Given material
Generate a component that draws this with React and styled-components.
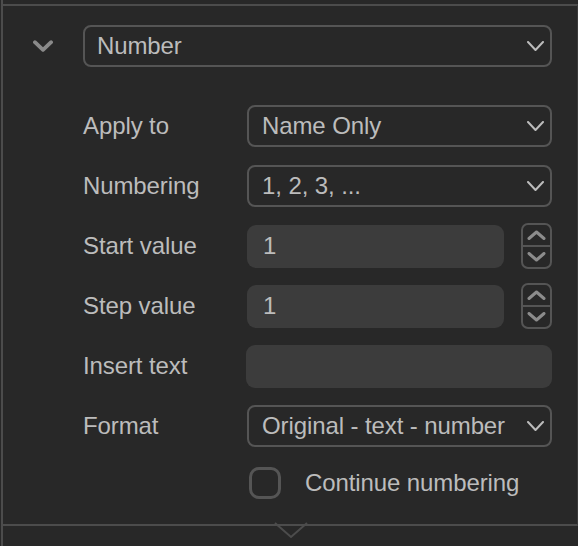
import React from "react";
import styled, { createGlobalStyle } from "styled-components";

const Global = createGlobalStyle`
  html, body { margin: 0; padding: 0; background: #282828; }
  body { font-family: "Liberation Sans", Arial, sans-serif; }
  * { box-sizing: border-box; }
`;

const Frame = styled.div`
  width: 578px;
  height: 546px;
  margin: 0;
  padding-left: 1px;
  background: #282828;
  overflow: hidden;
`;

const Edge = styled.div`
  height: 546px;
  border-left: 2px solid #4c4c4c;
  padding-top: 4px;
`;

const Panel = styled.div`
  position: relative;
  height: 522px;
  border-top: 2px solid #4c4c4c;
  border-bottom: 2px solid #4c4c4c;
  border-right: 1px solid #3a3a3a;
  padding: 19px 25px 0 0;
  display: flex;
  flex-direction: column;
`;

const Header = styled.div`
  display: flex;
  align-items: center;
  gap: 30px;
  padding-left: 30px;
  margin-bottom: 38px;
`;

const Collapse = styled.button`
  width: 20px;
  height: 42px;
  padding: 0;
  border: 0;
  background: transparent;
  display: flex;
  align-items: center;
  justify-content: center;
  color: #8a8a8a;
`;

const Rows = styled.div`
  display: flex;
  flex-direction: column;
  gap: 18px;
  padding-left: 80px;
`;

const Row = styled.div`
  display: grid;
  grid-template-columns: 164px 1fr;
  grid-template-rows: 42px;
  align-items: center;
  height: 42px;
`;

const Label = styled.span`
  font-size: 24px;
  color: #bcbcbc;
  line-height: 1;
  letter-spacing: -0.1px;
`;

const Select = styled.button`
  width: 100%;
  flex: ${(p) => (p.$grow ? 1 : "initial")};
  height: 42px;
  display: flex;
  align-items: center;
  justify-content: space-between;
  padding: 0 6px 0 ${(p) => p.$pad || 14}px;
  background: transparent;
  border: 2px solid #555555;
  border-radius: 8px;
  color: #bcbcbc;
  font-family: "Liberation Sans", Arial, sans-serif;
  font-size: 24px;
  letter-spacing: -0.1px;
  text-align: left;
`;

const StepWrap = styled.div`
  display: flex;
  align-items: center;
  gap: 17px;
  height: 42px;
`;

const Field = styled.div`
  flex: 1;
  height: 43px;
  margin-left: ${(p) => p.$shift || 0}px;
  background: #3c3c3c;
  border-radius: 9px;
  display: flex;
  align-items: center;
  padding-left: 16px;
  color: #bcbcbc;
  font-size: 24px;
`;

const Stepper = styled.div`
  width: 31px;
  height: 46px;
  margin: -2px 0 -2px 0;
  border: 2px solid #555555;
  border-radius: 7px;
  display: flex;
  flex-direction: column;
  color: #8c8c8c;
`;

const StepHalf = styled.div`
  flex: 1;
  display: flex;
  align-items: center;
  justify-content: center;
  border-top: ${(p) => (p.$lower ? "2px solid #555555" : "0")};
`;

const CheckRow = styled.label`
  display: flex;
  align-items: center;
  gap: 24px;
  margin-top: 20px;
  padding-left: 246px;
  height: 32px;
`;

const Box = styled.span`
  width: 32px;
  height: 32px;
  border: 3px solid #555555;
  border-radius: 10px;
`;

const CheckText = styled.span`
  font-size: 24px;
  color: #bcbcbc;
  letter-spacing: -0.1px;
`;

const Notch = styled.svg`
  position: absolute;
  left: 268px;
  bottom: -16px;
`;

const Chevron = ({ w = 17, h = 10, sw = 2, color = "#bcbcbc" }) => (
  <svg width={w} height={h} viewBox={`0 0 ${w} ${h}`} fill="none">
    <path
      d={`M${sw / 2} ${sw / 2} L${w / 2} ${h - sw / 2} L${w - sw / 2} ${sw / 2}`}
      stroke={color}
      strokeWidth={sw}
      strokeLinecap="round"
      strokeLinejoin="round"
    />
  </svg>
);

const Up = () => (
  <svg width="19" height="10" viewBox="0 0 19 10" fill="none">
    <path d="M2 8.5 L9.5 2 L17 8.5" stroke="#8c8c8c" strokeWidth="3" strokeLinecap="round" strokeLinejoin="round" />
  </svg>
);

const Down = () => (
  <svg width="19" height="10" viewBox="0 0 19 10" fill="none">
    <path d="M2 1.5 L9.5 8 L17 1.5" stroke="#8c8c8c" strokeWidth="3" strokeLinecap="round" strokeLinejoin="round" />
  </svg>
);

const SelectRow = ({ label, value }) => (
  <Row>
    <Label>{label}</Label>
    <Select $pad={13}>
      <span>{value}</span>
      <Chevron />
    </Select>
  </Row>
);

const StepRow = ({ label, value }) => (
  <Row>
    <Label>{label}</Label>
    <StepWrap>
      <Field>{value}</Field>
      <Stepper>
        <StepHalf>
          <Up />
        </StepHalf>
        <StepHalf $lower>
          <Down />
        </StepHalf>
      </Stepper>
    </StepWrap>
  </Row>
);

export default function App() {
  return (
    <>
      <Global />
      <Frame>
        <Edge>
          <Panel>
            <Header>
              <Collapse>
                <Chevron w={21} h={12} sw={4} color="#8a8a8a" />
              </Collapse>
              <Select $grow $pad={12}>
                <span>Number</span>
                <Chevron />
              </Select>
            </Header>
            <Rows>
              <SelectRow label="Apply to" value="Name Only" />
              <SelectRow label="Numbering" value="1, 2, 3, ..." />
              <StepRow label="Start value" value="1" />
              <StepRow label="Step value" value="1" />
              <Row>
                <Label>Insert text</Label>
                <Field $shift={-1} />
              </Row>
              <SelectRow label="Format" value="Original - text - number" />
            </Rows>
            <CheckRow>
              <Box />
              <CheckText>Continue numbering</CheckText>
            </CheckRow>
            <Notch width="40" height="18" viewBox="0 0 40 18">
              <rect x="0" y="0" width="40" height="2" fill="#282828" />
              <path d="M4 1 L20 15 L36 1" stroke="#4c4c4c" strokeWidth="2" fill="none" />
            </Notch>
          </Panel>
        </Edge>
      </Frame>
    </>
  );
}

Problem details
Copy out every line with the word "components".

Result
Generate a component that draws this with React and styled-components.
import styled, { createGlobalStyle } from "styled-components";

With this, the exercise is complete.